[start of LISTED ENTRIES]

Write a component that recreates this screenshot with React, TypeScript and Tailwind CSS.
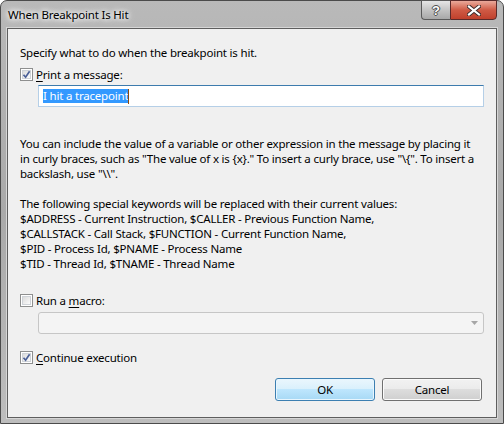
import React from "react";

const font = { fontFamily: '"Noto Sans", "Open Sans", sans-serif' };

function CheckBox({ checked }: { checked: boolean }) {
  return (
    <div className="w-[13px] h-[13px] border border-[#8e8f8f] bg-white p-[1px] shrink-0">
      <div className="w-full h-full border border-[#cfd3d8] bg-gradient-to-br from-[#dcdcdc] to-[#fbfbfb] relative">
        {checked && (
          <svg viewBox="0 0 9 9" className="absolute left-[-1px] top-[-1px] w-[9px] h-[9px]">
            <path d="M1.5 4.8 L3.6 7.2 L7.6 1.2" stroke="#4a5f97" strokeWidth="1.7" fill="none" strokeLinejoin="miter" />
          </svg>
        )}
      </div>
    </div>
  );
}

export default function App() {
  return (
    <div
      className="w-[504px] h-[424px] overflow-hidden text-[11.5px] tracking-[-0.2px] text-black leading-[15px]"
      style={font}
    >
      <div className="w-[504px] h-[424px] rounded-t-[7px] border border-[#4b4b4b] bg-gradient-to-b from-[#b9b9b9] via-[#a9a9a9] to-[#bdbdbd] flex flex-col">
        {/* Title bar */}
        <div className="h-[27px] flex justify-between items-start relative shrink-0">
          <div className="pl-[7px] pt-[6px] flex items-center">
            <span className="text-[11.5px] leading-[16px] text-black [text-shadow:0_0_8px_#ffffff,0_0_6px_#ffffff,0_0_4px_#f0f0f0]">
              When Breakpoint Is Hit
            </span>
          </div>
          <div className="flex mr-[6px] mt-[-1px]">
            <div className="w-[29px] h-[20px] border border-[#5a5a5a] border-r-0 rounded-bl-[4px] bg-gradient-to-b from-[#e6e6e6] via-[#c4c4c4] to-[#a8a8a8] flex items-center justify-center">
              <span
                className="text-white font-bold text-[13px] leading-[13px] tracking-normal [text-shadow:0_0_1px_#333,1px_0_0_#555,-1px_0_0_#555,0_1px_0_#555,0_-1px_0_#555]"
                style={{ fontFamily: '"Liberation Sans", sans-serif' }}
              >
                ?
              </span>
            </div>
            <div className="w-[47px] h-[20px] border border-[#5a2a2a] rounded-br-[4px] bg-gradient-to-b from-[#e9a99b] via-[#cf5a45] to-[#c0402c] flex items-center justify-center">
              <svg viewBox="0 0 14 11" className="w-[14px] h-[11px]">
                <path d="M2 1.5 L12 9.5 M12 1.5 L2 9.5" stroke="#3a2a2a" strokeWidth="4" strokeLinecap="square" />
                <path d="M2 1.5 L12 9.5 M12 1.5 L2 9.5" stroke="#ffffff" strokeWidth="2.2" strokeLinecap="square" />
              </svg>
            </div>
          </div>
        </div>

        {/* Client area */}
        <div className="mx-[6px] h-[390px] border border-[#5e5e5e] bg-[#f0f0f0] flex flex-col pl-[12px] pr-[12px] shadow-[0_0_0_1px_#d6d6d6]">
          <div className="mt-[16px] whitespace-nowrap">Specify what to do when the breakpoint is hit.</div>

          <div className="mt-[7px] flex items-center h-[15px]">
            <CheckBox checked />
            <span className="ml-[3px]">
              <span className="underline underline-offset-2">P</span>rint a message:
            </span>
          </div>

          <div className="mt-[3px] ml-[18px] h-[22px] bg-white border border-[#b5cfe7] border-t-[#3d7bad] flex items-center pl-[4px]">
            <span className="bg-[#3399ff] text-white leading-[14px] h-[14px] inline-flex items-center">I hit a tracepoint</span>
            <span className="w-[1px] h-[15px] bg-[#8a4a10]"></span>
          </div>

          <div className="mt-[29px] whitespace-nowrap">
            <div>You can include the value of a variable or other expression in the message by placing it</div>
            <div>in curly braces, such as "The value of x is {"{x}"}." To insert a curly brace, use "\{"{"}". To insert a</div>
            <div>backslash, use "\\".</div>
          </div>

          <div className="mt-[15px] whitespace-nowrap">
            <div>The following special keywords will be replaced with their current values:</div>
            <div>$ADDRESS - Current Instruction, $CALLER - Previous Function Name,</div>
            <div>$CALLSTACK - Call Stack, $FUNCTION - Current Function Name,</div>
            <div>$PID - Process Id, $PNAME - Process Name</div>
            <div>$TID - Thread Id, $TNAME - Thread Name</div>
          </div>

          <div className="mt-[22px] flex items-center h-[15px]">
            <CheckBox checked={false} />
            <span className="ml-[3px]">
              Run a <span className="underline underline-offset-2">m</span>acro:
            </span>
          </div>

          <div className="mt-[4px] ml-[18px] h-[22px] bg-[#f4f4f4] border border-[#c6c6c6] rounded-[3px] flex items-center justify-end pr-[5px]">
            <svg viewBox="0 0 7 4" className="w-[7px] h-[4px]">
              <path d="M0 0 L7 0 L3.5 4 Z" fill="#a6a6a6" />
            </svg>
          </div>

          <div className="mt-[16px] flex items-center h-[15px]">
            <CheckBox checked />
            <span className="ml-[3px]">
              <span className="underline underline-offset-2">C</span>ontinue execution
            </span>
          </div>

          <div className="mt-[13px] flex justify-end gap-[7px] mr-[2px]">
            <div className="w-[100px] h-[23px] rounded-[3px] border border-[#3c7fb1] bg-[linear-gradient(to_bottom,#eaf6fd_0%,#d9f0fc_50%,#bee6fd_50%,#a7d9f5_100%)] shadow-[inset_0_0_0_1px_#e8f6fe] flex items-center justify-center">
              OK
            </div>
            <div className="w-[100px] h-[23px] rounded-[3px] border border-[#707070] bg-[linear-gradient(to_bottom,#f2f2f2_0%,#ebebeb_50%,#dddddd_50%,#cfcfcf_100%)] shadow-[inset_0_0_0_1px_#fbfbfb] flex items-center justify-center">
              Cancel
            </div>
          </div>
        </div>
      </div>
    </div>
  );
}
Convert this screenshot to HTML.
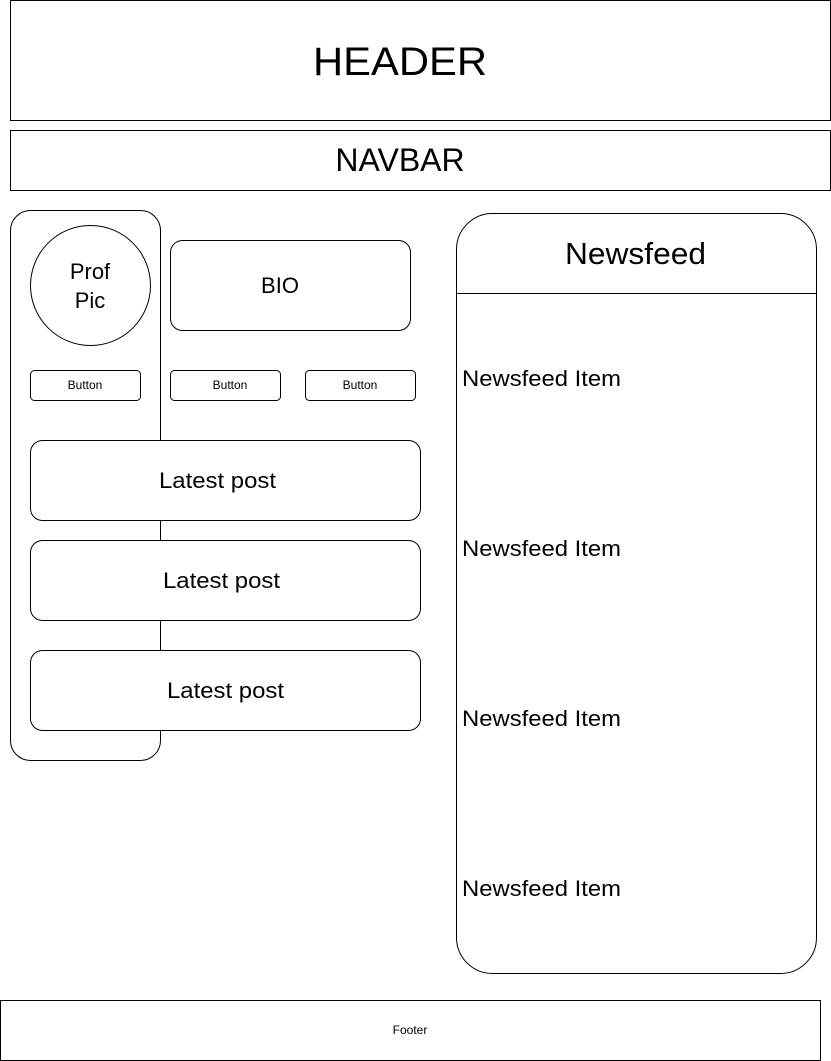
<!DOCTYPE html>
<html><head><style>
html,body{margin:0;padding:0;background:#fff;width:831px;height:1061px;overflow:hidden}
svg{display:block}
text{font-family:"Liberation Sans",Arial,sans-serif;fill:#000}
</style></head><body>
<svg width="831" height="1061" viewBox="0 0 831 1061" xmlns="http://www.w3.org/2000/svg">
<g fill="#fff" stroke="#000" stroke-width="1">
<rect x="10.5" y="0.5" width="820" height="120"/>
<rect x="10.5" y="130.5" width="820" height="60"/>
<rect x="10.5" y="210.5" width="150" height="550" rx="20" ry="20"/>
<circle cx="90.5" cy="285.5" r="60"/>
<rect x="170.5" y="240.5" width="240" height="90" rx="12" ry="12"/>
<rect x="30.5" y="370.5" width="110" height="30" rx="4" ry="4"/>
<rect x="170.5" y="370.5" width="110" height="30" rx="4" ry="4"/>
<rect x="305.5" y="370.5" width="110" height="30" rx="4" ry="4"/>
<rect x="30.5" y="440.5" width="390" height="80" rx="12" ry="12"/>
<rect x="30.5" y="540.5" width="390" height="80" rx="12" ry="12"/>
<rect x="30.5" y="650.5" width="390" height="80" rx="12" ry="12"/>
<rect x="456.5" y="213.5" width="360" height="760" rx="36" ry="36"/>
<line x1="456.5" y1="293.5" x2="816.5" y2="293.5"/>
<rect x="0.5" y="1000.5" width="820" height="60"/>
</g>
<text x="313" y="75" font-size="40" textLength="174" lengthAdjust="spacingAndGlyphs">HEADER</text>
<text x="400" y="171" font-size="32" text-anchor="middle">NAVBAR</text>
<text x="90" y="279" font-size="22" text-anchor="middle">Prof</text>
<text x="90" y="308" font-size="22" text-anchor="middle">Pic</text>
<text x="280" y="293" font-size="22" text-anchor="middle">BIO</text>
<text x="85" y="389" font-size="12" text-anchor="middle">Button</text>
<text x="230" y="389" font-size="12" text-anchor="middle">Button</text>
<text x="360" y="389" font-size="12" text-anchor="middle">Button</text>
<text x="159" y="488" font-size="22" textLength="117" lengthAdjust="spacingAndGlyphs">Latest post</text>
<text x="163" y="588" font-size="22" textLength="117" lengthAdjust="spacingAndGlyphs">Latest post</text>
<text x="167" y="698" font-size="22" textLength="117" lengthAdjust="spacingAndGlyphs">Latest post</text>
<text x="565" y="264" font-size="31" textLength="141" lengthAdjust="spacingAndGlyphs">Newsfeed</text>
<text x="462" y="386" font-size="22" textLength="159" lengthAdjust="spacingAndGlyphs">Newsfeed Item</text>
<text x="462" y="556" font-size="22" textLength="159" lengthAdjust="spacingAndGlyphs">Newsfeed Item</text>
<text x="462" y="726" font-size="22" textLength="159" lengthAdjust="spacingAndGlyphs">Newsfeed Item</text>
<text x="462" y="896" font-size="22" textLength="159" lengthAdjust="spacingAndGlyphs">Newsfeed Item</text>
<text x="410" y="1034" font-size="12" text-anchor="middle">Footer</text>
</svg>
</body></html>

[end of LISTED ENTRIES]

◆ GOAL: Scan the data above; copy every line where "screenshot" appears.

◆ SOLUTION FOR THIS EXERCISE:
Write a component that recreates this screenshot with React, TypeScript and Tailwind CSS.
Convert this screenshot to HTML.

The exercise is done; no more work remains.